Kohn and Silverstein dated for seven years, then broke up in the early 2000s. They proceeded to marry other people -- she, in 2005, music executive Jason Linn; he, two years later, actress Busy Phillips. They each now have daughters with their new spouses. But they continue to collaborate on scripts about relationships and romance -- in fact, they've found far more success since their breakup -- as they practice what is surely one of the oddest professional relationships in a town filled with them.
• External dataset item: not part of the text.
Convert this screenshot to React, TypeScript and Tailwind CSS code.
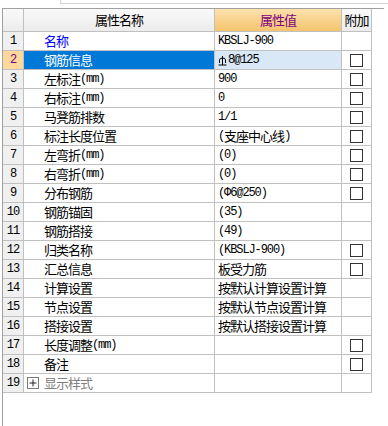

Abby: "It's a little weird," speaking by phone this weekend in a joint interview with her writing partner, the two routinely finishing each other's thoughts.
Marc: "Maybe more than a little weird."
Abby: "I think when I first started dating [my husband], he had questions, but he got it pretty quickly."
Marc: "My wife had a tougher time at the beginning."
Abby: "It's not simple."
Marc: "It's not a simple thing to explain on a first date."
Abby: "On a third date."

After meeting in film school at USC and hooking up as lovers and filmmaking partners, Kohn and Silverstein graduated and began writing feature scripts about young love. Though only in their 20s, they soon sold a pitch, a back-to-school comedy titled "Never Been Kissed." Within a year, the movie was shooting with Drew Barrymore. It was considered a respectable hit when it came out in 1999.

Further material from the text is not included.